Unless the greatest pains are taken to keep regular, the excitement will get so great,
that nature will give way, and the work will stop.
(6) All sectarianism should be carefully avoided. If a sectarian spirit breaks out,
either in the preaching, or praying, or in conversation, it will counteract all the
good of the meeting.
(7) Be watchful against placing dependence on a protracted meeting, as if that of
itself would produce a revival. This is a point of great danger, and has always been
so. This is the great reason why the Church in successive generations has always
had to give up her measures - because Christians had come to rely on them for success.
So it has been in some places, in regard to protracted meetings. They have been so
blessed, that in some places the people have thought that if they could only have
a protracted meeting, they would have a blessing, and sinners would be converted
of course. And so they have appointed their meeting, without any preparation in the
Church, and have just sent for some minister of note and set him to preaching, as
if that, would convert sinners. It is obvious that the blessing would be withheld
from a meeting got up in this way.
(8) Avoid adopting the idea that a revival cannot be enjoyed without a protracted
meeting. Some Churches have got into a morbid state of feeling on this subject. Their
zeal has become all spasmodic and feverish, so that they never think of doing anything
to promote a revival, only in that way.
When a protracted meeting is held, they seem to be wonderfully zealous, but then
sink down to a torpid state till another protracted meeting produces another spasm.
And now multitudes in the Church think it is necessary to give up protracted meetings
because they are abused in this way. This ought to be guarded against, in every Church,
so that they may not be driven to give them up, and lose all the benefits that protracted
meetings are calculated to produce.
- By this I mean the appointment of some particular seat
in the place of meeting, where the anxious may come and be addressed particularly,
and be made subjects of prayer, and sometimes be conversed with individually. Of
late, this measure has met with more opposition than any of the others.
What is the great objection? I cannot see it. The design of the anxious seat is undoubtedly
philosophical, and according to the laws of mind. It has two bearings:
(a) When a person is seriously troubled in mind, everybody knows there is
a powerful tendency to conceal it. When a person is borne down with a sense of his
condition, if you can get him willing to have it known, if you can get him to break
away from the chains of pride, you have gained an important point towards his conversion.

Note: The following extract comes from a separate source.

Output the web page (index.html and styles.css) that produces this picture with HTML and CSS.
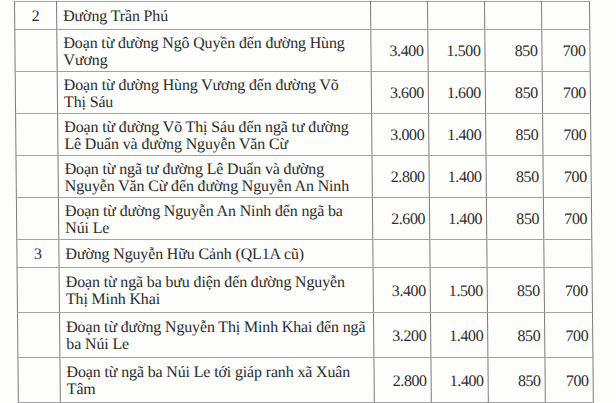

This is agreeable to the philosophy of the human mind. How many thousands are there
who will bless God to eternity, that, when pressed by the truth, they were ever brought
to take this step, by which they threw off the idea that it was a dreadful thing
to have anybody know that they were serious about their souls.
(b) Another bearing of the anxious seat is to detect deception and delusion,
and thus prevent false hopes. It has been opposed on the ground that it was calculated
to create delusion and false hopes. But this objection is unreasonable. The truth
is the other way.
Suppose I were preaching on the subject of Temperance; and that I should first show
the evils of intemperance, and bring up the drunkard and his family, and show the
various evils produced, till every heart were beating with emotion. Then I portray
the great danger of moderate drinking, and show how it leads to intoxication and
ruin, and that there is no safety but in TOTAL ABSTINENCE, till a hundred hearts
are ready to say: "I will never drink another drop of ardent spirit in the world;
if I do, I may expect to find a drunkard's grave." Now I stop short, and let
the pledge be circulated, and every one that is fully resolved is ready to sign it.

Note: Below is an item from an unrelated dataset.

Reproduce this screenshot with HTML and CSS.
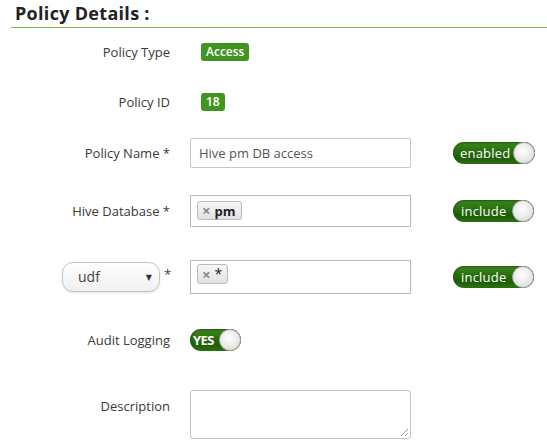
FILE: index.html
```html
<!DOCTYPE html>
<html>
<head>
<meta charset="utf-8">
<link rel="stylesheet" href="styles.css">
</head>
<body>
<div class="page">
  <h3 class="title">Policy Details :</h3>
  <div class="form">
    <div class="row r1">
      <div class="label">Policy Type</div>
      <div class="ctrl"><span class="badge">Access</span></div>
    </div>
    <div class="row r2">
      <div class="label">Policy ID</div>
      <div class="ctrl"><span class="badge">18</span></div>
    </div>
    <div class="row r3">
      <div class="label">Policy Name *</div>
      <div class="ctrl"><div class="input text">Hive pm DB access</div></div>
      <div class="tog-col"><span class="toggle wide"><span class="tog-text">enabled</span><span class="knob"></span></span></div>
    </div>
    <div class="row r4">
      <div class="label">Hive Database *</div>
      <div class="ctrl"><div class="input tags h32"><span class="tag"><span class="x">×</span><b>pm</b></span></div></div>
      <div class="tog-col"><span class="toggle wide inc"><span class="tog-text">include</span><span class="knob"></span></span></div>
    </div>
    <div class="row r5">
      <div class="label sel-label"><span class="select"><span>udf</span><span class="caret">▼</span></span><span class="star">*</span></div>
      <div class="ctrl"><div class="input tags h34"><span class="tag star-tag"><span class="x">×</span><span class="ast">*</span></span></div></div>
      <div class="tog-col"><span class="toggle wide inc"><span class="tog-text">include</span><span class="knob"></span></span></div>
    </div>
    <div class="row r6">
      <div class="label">Audit Logging</div>
      <div class="ctrl"><span class="toggle yes"><span class="tog-text">YES</span><span class="knob"></span></span></div>
    </div>
    <div class="row r7">
      <div class="label top">Description</div>
      <div class="ctrl"><div class="textarea"><span class="grip"></span></div></div>
    </div>
  </div>
</div>
</body>
</html>
```
FILE: styles.css
```css
html, body {
  margin: 0;
  padding: 0;
  background: #fff;
}
body {
  font-family: "Open Sans", "DejaVu Sans", sans-serif;
  color: #3a3a3a;
  font-size: 13px;
}
.page {
  width: 547px;
  height: 444px;
  overflow: hidden;
}
.title {
  margin: 0 0 0 11px;
  padding: 2px 0 0 4px;
  height: 25px;
  font-size: 18px;
  font-weight: 700;
  letter-spacing: 0.3px;
  color: #222;
  line-height: 22px;
  border-bottom: 1px solid #7ab648;
}
.row {
  display: flex;
  align-items: center;
}
.label {
  width: 170px;
  text-align: right;
  flex: none;
  color: #3a3a3a;
  line-height: 18px;
}
.ctrl {
  margin-left: 20px;
  width: 221px;
  flex: none;
  display: flex;
  align-items: center;
}
.tog-col {
  margin-left: 42px;
  flex: none;
}
.r1 { margin-top: 15px; height: 18px; }
.r2 { margin-top: 32px; height: 18px; }
.r3 { margin-top: 27px; height: 30px; }
.r4 { margin-top: 27px; height: 32px; }
.r5 { margin-top: 33px; height: 34px; }
.r6 { margin-top: 35px; height: 22px; }
.r7 { margin-top: 39px; height: 49px; align-items: flex-start; }
.label.top { padding-top: 7px; }

.badge {
  margin-left: 11px;
  background: #3f9520;
  color: #fff;
  font-weight: 600;
  font-size: 12px;
  line-height: 18px;
  height: 18px;
  padding: 0 5px;
  border-radius: 3px;
}
.input {
  box-sizing: border-box;
  width: 221px;
  border: 1px solid #c8c8c8;
  background: #fff;
  border-radius: 2px;
}
.input.text {
  height: 30px;
  line-height: 28px;
  padding-left: 8px;
  color: #555;
  font-size: 13px;
}
.input.tags {
  display: flex;
  align-items: flex-start;
  padding: 5px 6px;
  border-radius: 0;
  border-color: #b8b8b8;
}
.h32 { height: 32px; }
.h34 { height: 34px; padding-top: 3px !important; }
.tag {
  display: inline-flex;
  align-items: center;
  box-sizing: border-box;
  height: 19px;
  border: 1px solid #bbb;
  border-radius: 3px;
  background: linear-gradient(#f6f6f6, #e2e2e2);
  padding: 0 5px 0 4px;
  font-size: 13px;
  color: #222;
}
.tag .x {
  color: #888;
  font-weight: 700;
  font-size: 15px;
  line-height: 15px;
  margin-right: 4px;
}
.tag b { font-weight: 700; }
.star-tag { height: 20px; }
.star-tag .ast { font-size: 14px; line-height: 14px; align-self: flex-start; margin-top: 2px; }

.toggle {
  position: relative;
  display: inline-flex;
  align-items: center;
  box-sizing: border-box;
  height: 22px;
  border-radius: 11px;
  background: linear-gradient(#3b8a1b, #1c5c06 70%, #2a7310);
  box-shadow: inset 0 1px 2px rgba(0,0,0,0.4);
  color: #fff;
}
.toggle.wide { width: 82px; }
.toggle.inc { width: 81px; }
.toggle.yes { width: 51px; }
.tog-text {
  font-size: 13px;
  padding-left: 7px;
  letter-spacing: 0.2px;
}
.toggle.inc .tog-text { padding-left: 8px; }
.toggle.yes .tog-text {
  font-weight: 700;
  font-size: 13px;
  padding-left: 3px;
  letter-spacing: -0.6px;
}
.knob {
  position: absolute;
  right: 0;
  top: 0;
  width: 22px;
  height: 22px;
  box-sizing: border-box;
  border-radius: 50%;
  border: 1px solid #aaa;
  background: radial-gradient(circle at 45% 40%, #fff, #e6e6e6 60%, #cfcfcf);
}

.sel-label {
  display: flex;
  align-items: center;
  justify-content: flex-end;
}
.select {
  box-sizing: border-box;
  width: 99px;
  height: 30px;
  margin-left: 62px;
  border: 1px solid #c4c4c4;
  border-radius: 11px;
  background: linear-gradient(#fff, #f0f0f0);
  box-shadow: 0 1px 2px rgba(0,0,0,0.12);
  display: flex;
  align-items: center;
  justify-content: space-between;
  padding: 0 7px 0 15px;
  font-size: 14px;
  color: #444;
  text-align: left;
}
.caret { font-size: 8px; color: #333; }
.star {
  margin-left: 4px;
  width: 6px;
  align-self: flex-start;
  margin-top: 3px;
  font-size: 13px;
}
.textarea {
  position: relative;
  box-sizing: border-box;
  width: 221px;
  height: 49px;
  border: 1px solid #c4c4c4;
  border-radius: 3px;
  background: #fff;
}
.grip {
  position: absolute;
  right: 2px;
  bottom: 2px;
  width: 7px;
  height: 7px;
  background: linear-gradient(135deg, transparent 45%, #999 45%, #999 55%, transparent 55%, transparent 72%, #999 72%, #999 82%, transparent 82%);
}
```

But how many will begin to draw back and hesitate, when you call on them to sign
a pledge of total abstinence! One says to himself: "Shall I sign it or not?
I thought my mind was made up, but this signing a pledge never to drink again - I
do not know about that." Thus you see that when a person is called upon to give
a pledge, if he is found not to be decided, he makes it manifest that he was not
sincere. That is, that he never came to that resolution on the subject, which could
be relied on to control his future life.
Just so with the awakened sinner. Preach to him, and, at the moment, he thinks he
is willing to do anything; he thinks he is determined to serve the Lord; but bring
him to the test; call on him to do one thing, to take one step, that shall identify
him with the people of God or cross his pride, and his pride comes up, and he refuses;
his delusion is brought out, and he finds himself a lost sinner still; whereas, if
you had not done it, he might have gone away flattering himself that he was a Christian.

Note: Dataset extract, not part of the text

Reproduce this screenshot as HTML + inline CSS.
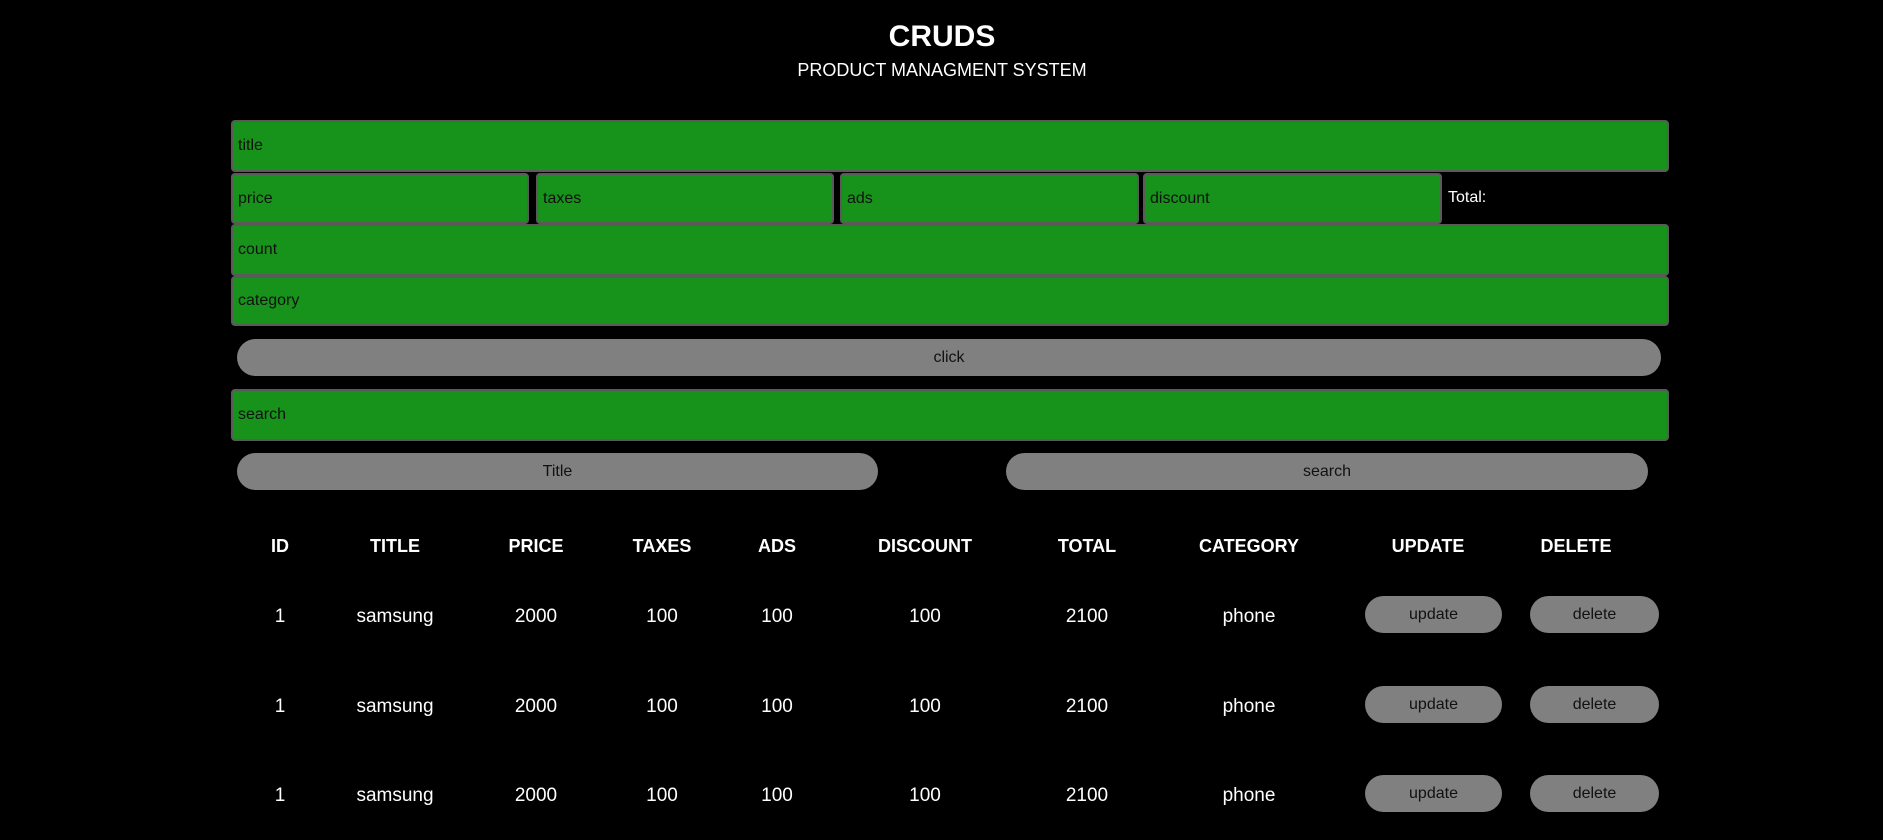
<!DOCTYPE html>
<html><head><meta charset="utf-8"><style>
*{margin:0;padding:0;box-sizing:border-box}
body{width:1883px;height:840px;background:#000;color:#fff;font-family:"Liberation Sans",sans-serif;position:relative;overflow:hidden}
.a{position:absolute}
.in{position:absolute;background:#17921a;border:2px solid #5a5a5a;border-radius:4px;color:#111;font-size:16px;padding-left:5px;display:flex;align-items:center}
.bt{position:absolute;background:#808080;border-radius:20px;color:#111;font-size:16px;display:flex;align-items:center;justify-content:center}
.c{position:absolute;transform:translateX(-50%);white-space:nowrap}
.h{font-weight:bold;font-size:18px;top:536px}
.d{font-size:19px}
</style></head><body>
<div class="c" style="left:942px;top:20px;font-size:30px;font-weight:bold">CRUDS</div>
<div class="c" style="left:942px;top:60px;font-size:18px">PRODUCT MANAGMENT SYSTEM</div>

<div class="in" style="left:231px;top:120px;width:1438px;height:52px">title</div>
<div class="in" style="left:231px;top:173px;width:298px;height:51px">price</div>
<div class="in" style="left:536px;top:173px;width:298px;height:51px">taxes</div>
<div class="in" style="left:840px;top:173px;width:299px;height:51px">ads</div>
<div class="in" style="left:1143px;top:173px;width:299px;height:51px">discount</div>
<div class="a" style="left:1448px;top:189px;font-size:16px">Total:</div>
<div class="in" style="left:231px;top:224px;width:1438px;height:52px">count</div>
<div class="in" style="left:231px;top:276px;width:1438px;height:50px">category</div>
<div class="bt" style="left:237px;top:339px;width:1424px;height:37px">click</div>
<div class="in" style="left:231px;top:389px;width:1438px;height:52px">search</div>
<div class="bt" style="left:237px;top:453px;width:641px;height:37px">Title</div>
<div class="bt" style="left:1006px;top:453px;width:642px;height:37px">search</div>

<div class="c h" style="left:280px">ID</div>
<div class="c h" style="left:395px">TITLE</div>
<div class="c h" style="left:536px">PRICE</div>
<div class="c h" style="left:662px">TAXES</div>
<div class="c h" style="left:777px">ADS</div>
<div class="c h" style="left:925px">DISCOUNT</div>
<div class="c h" style="left:1087px">TOTAL</div>
<div class="c h" style="left:1249px">CATEGORY</div>
<div class="c h" style="left:1428px">UPDATE</div>
<div class="c h" style="left:1576px">DELETE</div>

<div id="rows"></div>
<script>
var ys=[606,696,785],h='';
ys.forEach(function(y){
 var v=[[280,'1'],[395,'samsung'],[536,'2000'],[662,'100'],[777,'100'],[925,'100'],[1087,'2100'],[1249,'phone']];
 v.forEach(function(p){h+='<div class="c d" style="left:'+p[0]+'px;top:'+y+'px">'+p[1]+'</div>';});
 h+='<div class="bt" style="left:1365px;top:'+(y-10)+'px;width:137px;height:37px">update</div>';
 h+='<div class="bt" style="left:1530px;top:'+(y-10)+'px;width:129px;height:37px">delete</div>';
});
document.getElementById('rows').innerHTML=h;
</script>
</body></html>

If you say to him: "There is the anxious seat, come out and avow your determination
to be on the Lord's side," and if he is not willing to do so small a thing as
that, then he is not willing to do anything, and there he is, brought out before
his own conscience. It uncovers the delusion of the human heart, and prevents a great
many spurious conversions, by showing those who might otherwise imagine themselves
willing to do anything for Christ that in fact they are willing to do nothing.
The Church has always felt it necessary to have something of the kind to answer this
very purpose. In the days of the apostles baptism answered this purpose. The Gospel
was preached to the people, and then all those who were willing to be on the side
of Christ were called on to be baptized.
It held the precise place that the anxious seat does now, as a public manifestation
of a determination to be a Christian.
In modern times, even those who have been violently opposed to the anxious seat,
have been obliged to adopt some substitute, or they could not get along in promoting
a revival. Some have adopted the expedient of inviting the people who are anxious
for their souls, to stay, for conversation, after the rest of the congregation have
retired. But what is the difference? This is as much setting up a test as the other.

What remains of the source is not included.